### Given problem
Word for word, give the material below again, minus any images.

### Provided material
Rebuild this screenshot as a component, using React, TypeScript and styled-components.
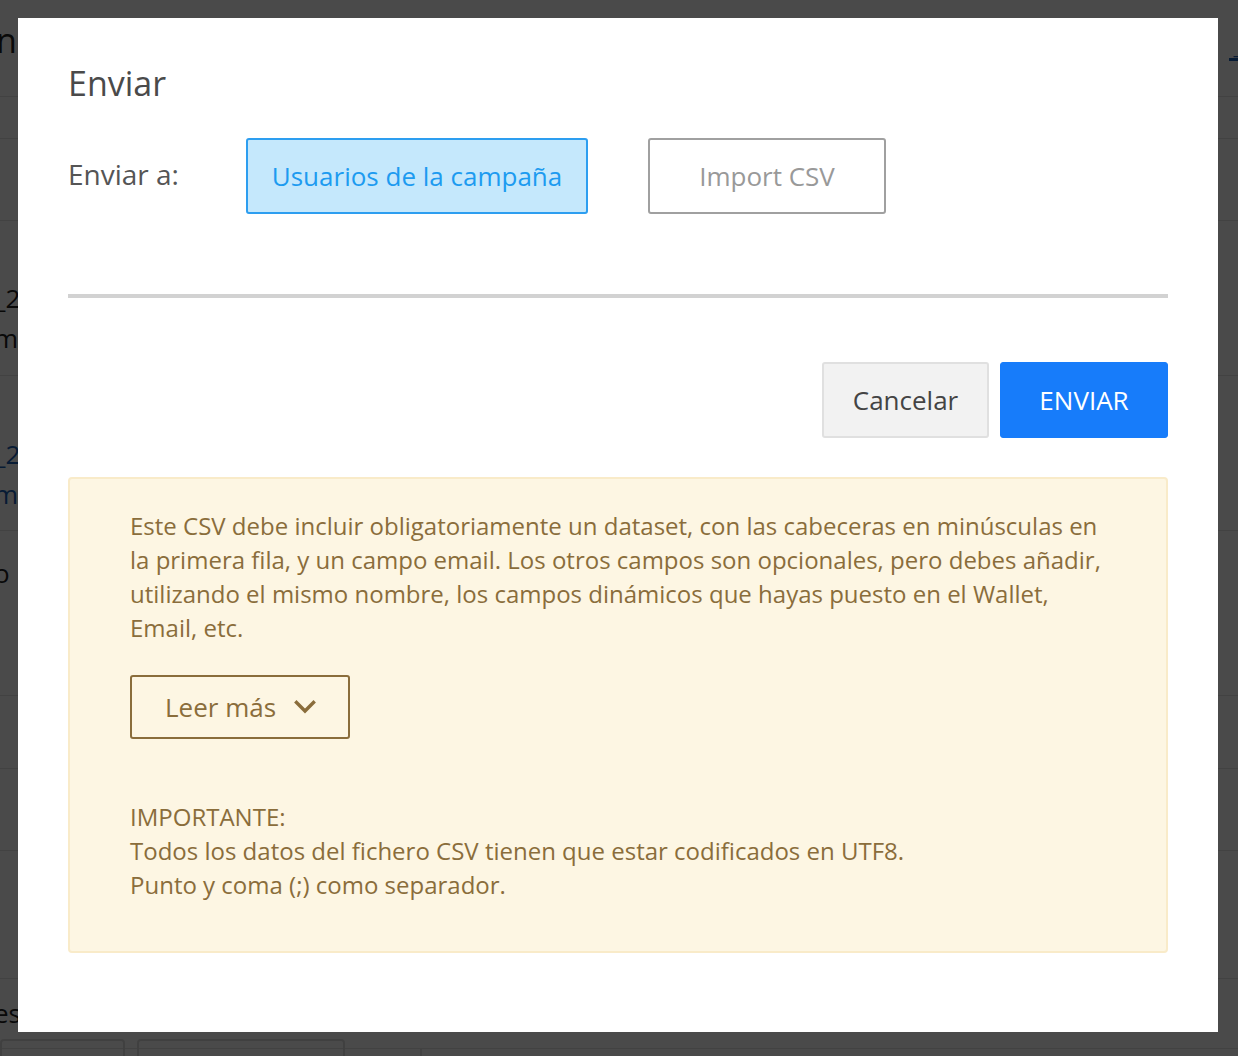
import React from "react";
import styled, { createGlobalStyle } from "styled-components";

const Global = createGlobalStyle`
  html, body { margin: 0; padding: 0; }
  body {
    font-family: "Open Sans", "Noto Sans", "Liberation Sans", sans-serif;
    background: #ffffff;
    overflow: hidden;
  }
  * { box-sizing: border-box; }
`;

/* ---------- page behind the modal ---------- */
const Page = styled.div`
  width: 1238px;
  height: 1056px;
  background: #ffffff;
  display: flex;
  flex-direction: column;
  overflow: hidden;
`;

const PageHeader = styled.div`
  flex-shrink: 0;
  height: 97px;
  display: flex;
  align-items: flex-start;
  justify-content: space-between;
  border-bottom: 1px solid #e3e3e3;
  padding-top: 18px;
`;

const HeaderTitle = styled.div`
  font-size: 34px;
  line-height: 44px;
  color: #222;
  margin-left: -4px;
`;

const HeaderLink = styled.div`
  font-size: 24px;
  line-height: 26px;
  color: #1a5fb4;
  border-bottom: 3px solid #1a5fb4;
  padding: 0 4px;
  margin-right: -10px;
  margin-top: 14px;
`;

const Row = styled.div<{ $h: number; $pt?: number }>`
  flex-shrink: 0;
  height: ${(p) => p.$h}px;
  border-bottom: 1px solid #e3e3e3;
  display: flex;
  flex-direction: column;
  padding-top: ${(p) => p.$pt ?? 0}px;
  font-size: 26px;
  line-height: 40px;
  color: #222;
`;

const RowText = styled.div<{ $link?: boolean }>`
  color: ${(p) => (p.$link ? "#1a5fb4" : "#222")};
  margin-left: -6px;
`;

const BottomBar = styled.div`
  flex-shrink: 0;
  display: flex;
  gap: 12px;
  align-items: flex-start;
  margin-top: -10px;
`;

const GhostBtn = styled.div<{ $w: number }>`
  width: ${(p) => p.$w}px;
  height: 70px;
  border: 2px solid #ddd;
  border-radius: 4px;
`;

const ColumnEdge = styled.div`
  width: 2px;
  height: 80px;
  background: #e3e3e3;
  margin-left: 63px;
  margin-top: 10px;
`;

/* ---------- overlay + modal ---------- */
const Overlay = styled.div`
  position: fixed;
  inset: 0;
  background: rgba(0, 0, 0, 0.71);
`;

const Modal = styled.div`
  position: fixed;
  top: 18px;
  left: 18px;
  width: 1200px;
  background: #ffffff;
  padding: 44px 50px 79px 50px;
  display: flex;
  flex-direction: column;
  & > * { flex-shrink: 0; }
`;

const Title = styled.h2`
  margin: 0;
  font-size: 34px;
  font-weight: 400;
  line-height: 42px;
  color: #4a4a4a;
`;

const SendRow = styled.div`
  display: flex;
  align-items: center;
  margin-top: 34px;
`;

const Label = styled.div`
  font-size: 28px;
  color: #555;
  width: 178px;
  margin-top: -4px;
`;

const Choice = styled.button<{ $active?: boolean; $w: number }>`
  width: ${(p) => p.$w}px;
  height: 76px;
  font-family: inherit;
  font-size: 26px;
  border-radius: 3px;
  margin-right: 60px;
  cursor: pointer;
  background: ${(p) => (p.$active ? "#c5e8fc" : "#ffffff")};
  border: ${(p) => (p.$active ? "2px solid #2d9ef0" : "2px solid #a0a0a0")};
  color: ${(p) => (p.$active ? "#1d9bf0" : "#999999")};
  padding: 0;
`;

const Divider = styled.hr`
  margin: 80px 0 0 0;
  border: none;
  height: 4px;
  background: #d2d2d2;
`;

const Footer = styled.div`
  display: flex;
  justify-content: flex-end;
  gap: 11px;
  margin-top: 64px;
`;

const FooterBtn = styled.button<{ $primary?: boolean }>`
  width: ${(p) => (p.$primary ? 168 : 167)}px;
  height: 76px;
  font-family: inherit;
  font-size: 26px;
  border-radius: 3px;
  cursor: pointer;
  padding: 0;
  background: ${(p) => (p.$primary ? "#177cfa" : "#f2f2f2")};
  color: ${(p) => (p.$primary ? "#ffffff" : "#444")};
  border: ${(p) => (p.$primary ? "1px solid #177cfa" : "2px solid #e0e0e0")};
`;

const Alert = styled.div`
  margin-top: 39px;
  background: #fdf6e3;
  border: 2px solid #f9ebc9;
  border-radius: 4px;
  padding: 30px 60px 49px 60px;
  color: #8a6d3b;
  font-size: 24px;
  line-height: 34px;
  height: 476px;
`;

const Para = styled.p`
  margin: 0;
`;

const ReadMore = styled.button`
  margin-top: 30px;
  width: 220px;
  height: 64px;
  background: transparent;
  border: 2px solid #8a6d3b;
  border-radius: 3px;
  font-family: inherit;
  font-size: 26px;
  color: #8a6d3b;
  display: flex;
  align-items: center;
  padding: 0 0 0 33px;
  gap: 18px;
  cursor: pointer;
`;

const Important = styled.div`
  margin-top: 61px;
`;

export default function App() {
  return (
    <>
      <Global />
      <Page>
        <PageHeader>
          <HeaderTitle>ne</HeaderTitle>
          <HeaderLink>_</HeaderLink>
        </PageHeader>
        <Row $h={42} />
        <Row $h={82} />
        <Row $h={155} $pt={57}>
          <RowText>_2</RowText>
          <RowText>m</RowText>
        </Row>
        <Row $h={155} $pt={58}>
          <RowText $link>_2</RowText>
          <RowText $link>m</RowText>
        </Row>
        <Row $h={165} $pt={22}>
          <RowText>o</RowText>
        </Row>
        <Row $h={73} />
        <Row $h={82} />
        <Row $h={128} />
        <Row $h={70} $pt={14}>
          <RowText>es</RowText>
        </Row>
        <BottomBar>
          <GhostBtn $w={125} />
          <GhostBtn $w={208} />
          <ColumnEdge />
        </BottomBar>
      </Page>
      <Overlay />
      <Modal>
        <Title>Enviar</Title>
        <SendRow>
          <Label>Enviar a:</Label>
          <Choice $active $w={342}>
            Usuarios de la campaña
          </Choice>
          <Choice $w={238}>Import CSV</Choice>
        </SendRow>
        <Divider />
        <Footer>
          <FooterBtn>Cancelar</FooterBtn>
          <FooterBtn $primary>ENVIAR</FooterBtn>
        </Footer>
        <Alert>
          <Para>
            Este CSV debe incluir obligatoriamente un dataset, con las cabeceras en minúsculas en la
            primera fila, y un campo email. Los otros campos son opcionales, pero debes añadir,
            utilizando el mismo nombre, los campos dinámicos que hayas puesto en el Wallet, Email,
            etc.
          </Para>
          <ReadMore>
            Leer más
            <svg width="22" height="14" viewBox="0 0 22 14" fill="none">
              <path
                d="M2.5 2.5 L11 11 L19.5 2.5"
                stroke="#8a6d3b"
                strokeWidth="3.4"
                strokeLinecap="square"
              />
            </svg>
          </ReadMore>
          <Important>
            <Para>IMPORTANTE:</Para>
            <Para>Todos los datos del fichero CSV tienen que estar codificados en UTF8.</Para>
            <Para>Punto y coma (;) como separador.</Para>
          </Important>
        </Alert>
      </Modal>
    </>
  );
}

### The result
Rebuild this screenshot as a component, using React, TypeScript and styled-components.
import React from "react";
import styled, { createGlobalStyle } from "styled-components";

const Global = createGlobalStyle`
  html, body { margin: 0; padding: 0; }
  body {
    font-family: "Open Sans", "Noto Sans", "Liberation Sans", sans-serif;
    background: #ffffff;
    overflow: hidden;
  }
  * { box-sizing: border-box; }
`;

/* ---------- page behind the modal ---------- */
const Page = styled.div`
  width: 1238px;
  height: 1056px;
  background: #ffffff;
  display: flex;
  flex-direction: column;
  overflow: hidden;
`;

const PageHeader = styled.div`
  flex-shrink: 0;
  height: 97px;
  display: flex;
  align-items: flex-start;
  justify-content: space-between;
  border-bottom: 1px solid #e3e3e3;
  padding-top: 18px;
`;

const HeaderTitle = styled.div`
  font-size: 34px;
  line-height: 44px;
  color: #222;
  margin-left: -4px;
`;

const HeaderLink = styled.div`
  font-size: 24px;
  line-height: 26px;
  color: #1a5fb4;
  border-bottom: 3px solid #1a5fb4;
  padding: 0 4px;
  margin-right: -10px;
  margin-top: 14px;
`;

const Row = styled.div<{ $h: number; $pt?: number }>`
  flex-shrink: 0;
  height: ${(p) => p.$h}px;
  border-bottom: 1px solid #e3e3e3;
  display: flex;
  flex-direction: column;
  padding-top: ${(p) => p.$pt ?? 0}px;
  font-size: 26px;
  line-height: 40px;
  color: #222;
`;

const RowText = styled.div<{ $link?: boolean }>`
  color: ${(p) => (p.$link ? "#1a5fb4" : "#222")};
  margin-left: -6px;
`;

const BottomBar = styled.div`
  flex-shrink: 0;
  display: flex;
  gap: 12px;
  align-items: flex-start;
  margin-top: -10px;
`;

const GhostBtn = styled.div<{ $w: number }>`
  width: ${(p) => p.$w}px;
  height: 70px;
  border: 2px solid #ddd;
  border-radius: 4px;
`;

const ColumnEdge = styled.div`
  width: 2px;
  height: 80px;
  background: #e3e3e3;
  margin-left: 63px;
  margin-top: 10px;
`;

/* ---------- overlay + modal ---------- */
const Overlay = styled.div`
  position: fixed;
  inset: 0;
  background: rgba(0, 0, 0, 0.71);
`;

const Modal = styled.div`
  position: fixed;
  top: 18px;
  left: 18px;
  width: 1200px;
  background: #ffffff;
  padding: 44px 50px 79px 50px;
  display: flex;
  flex-direction: column;
  & > * { flex-shrink: 0; }
`;

const Title = styled.h2`
  margin: 0;
  font-size: 34px;
  font-weight: 400;
  line-height: 42px;
  color: #4a4a4a;
`;

const SendRow = styled.div`
  display: flex;
  align-items: center;
  margin-top: 34px;
`;

const Label = styled.div`
  font-size: 28px;
  color: #555;
  width: 178px;
  margin-top: -4px;
`;

const Choice = styled.button<{ $active?: boolean; $w: number }>`
  width: ${(p) => p.$w}px;
  height: 76px;
  font-family: inherit;
  font-size: 26px;
  border-radius: 3px;
  margin-right: 60px;
  cursor: pointer;
  background: ${(p) => (p.$active ? "#c5e8fc" : "#ffffff")};
  border: ${(p) => (p.$active ? "2px solid #2d9ef0" : "2px solid #a0a0a0")};
  color: ${(p) => (p.$active ? "#1d9bf0" : "#999999")};
  padding: 0;
`;

const Divider = styled.hr`
  margin: 80px 0 0 0;
  border: none;
  height: 4px;
  background: #d2d2d2;
`;

const Footer = styled.div`
  display: flex;
  justify-content: flex-end;
  gap: 11px;
  margin-top: 64px;
`;

const FooterBtn = styled.button<{ $primary?: boolean }>`
  width: ${(p) => (p.$primary ? 168 : 167)}px;
  height: 76px;
  font-family: inherit;
  font-size: 26px;
  border-radius: 3px;
  cursor: pointer;
  padding: 0;
  background: ${(p) => (p.$primary ? "#177cfa" : "#f2f2f2")};
  color: ${(p) => (p.$primary ? "#ffffff" : "#444")};
  border: ${(p) => (p.$primary ? "1px solid #177cfa" : "2px solid #e0e0e0")};
`;

const Alert = styled.div`
  margin-top: 39px;
  background: #fdf6e3;
  border: 2px solid #f9ebc9;
  border-radius: 4px;
  padding: 30px 60px 49px 60px;
  color: #8a6d3b;
  font-size: 24px;
  line-height: 34px;
  height: 476px;
`;

const Para = styled.p`
  margin: 0;
`;

const ReadMore = styled.button`
  margin-top: 30px;
  width: 220px;
  height: 64px;
  background: transparent;
  border: 2px solid #8a6d3b;
  border-radius: 3px;
  font-family: inherit;
  font-size: 26px;
  color: #8a6d3b;
  display: flex;
  align-items: center;
  padding: 0 0 0 33px;
  gap: 18px;
  cursor: pointer;
`;

const Important = styled.div`
  margin-top: 61px;
`;

export default function App() {
  return (
    <>
      <Global />
      <Page>
        <PageHeader>
          <HeaderTitle>ne</HeaderTitle>
          <HeaderLink>_</HeaderLink>
        </PageHeader>
        <Row $h={42} />
        <Row $h={82} />
        <Row $h={155} $pt={57}>
          <RowText>_2</RowText>
          <RowText>m</RowText>
        </Row>
        <Row $h={155} $pt={58}>
          <RowText $link>_2</RowText>
          <RowText $link>m</RowText>
        </Row>
        <Row $h={165} $pt={22}>
          <RowText>o</RowText>
        </Row>
        <Row $h={73} />
        <Row $h={82} />
        <Row $h={128} />
        <Row $h={70} $pt={14}>
          <RowText>es</RowText>
        </Row>
        <BottomBar>
          <GhostBtn $w={125} />
          <GhostBtn $w={208} />
          <ColumnEdge />
        </BottomBar>
      </Page>
      <Overlay />
      <Modal>
        <Title>Enviar</Title>
        <SendRow>
          <Label>Enviar a:</Label>
          <Choice $active $w={342}>
            Usuarios de la campaña
          </Choice>
          <Choice $w={238}>Import CSV</Choice>
        </SendRow>
        <Divider />
        <Footer>
          <FooterBtn>Cancelar</FooterBtn>
          <FooterBtn $primary>ENVIAR</FooterBtn>
        </Footer>
        <Alert>
          <Para>
            Este CSV debe incluir obligatoriamente un dataset, con las cabeceras en minúsculas en la
            primera fila, y un campo email. Los otros campos son opcionales, pero debes añadir,
            utilizando el mismo nombre, los campos dinámicos que hayas puesto en el Wallet, Email,
            etc.
          </Para>
          <ReadMore>
            Leer más
            <svg width="22" height="14" viewBox="0 0 22 14" fill="none">
              <path
                d="M2.5 2.5 L11 11 L19.5 2.5"
                stroke="#8a6d3b"
                strokeWidth="3.4"
                strokeLinecap="square"
              />
            </svg>
          </ReadMore>
          <Important>
            <Para>IMPORTANTE:</Para>
            <Para>Todos los datos del fichero CSV tienen que estar codificados en UTF8.</Para>
            <Para>Punto y coma (;) como separador.</Para>
          </Important>
        </Alert>
      </Modal>
    </>
  );
}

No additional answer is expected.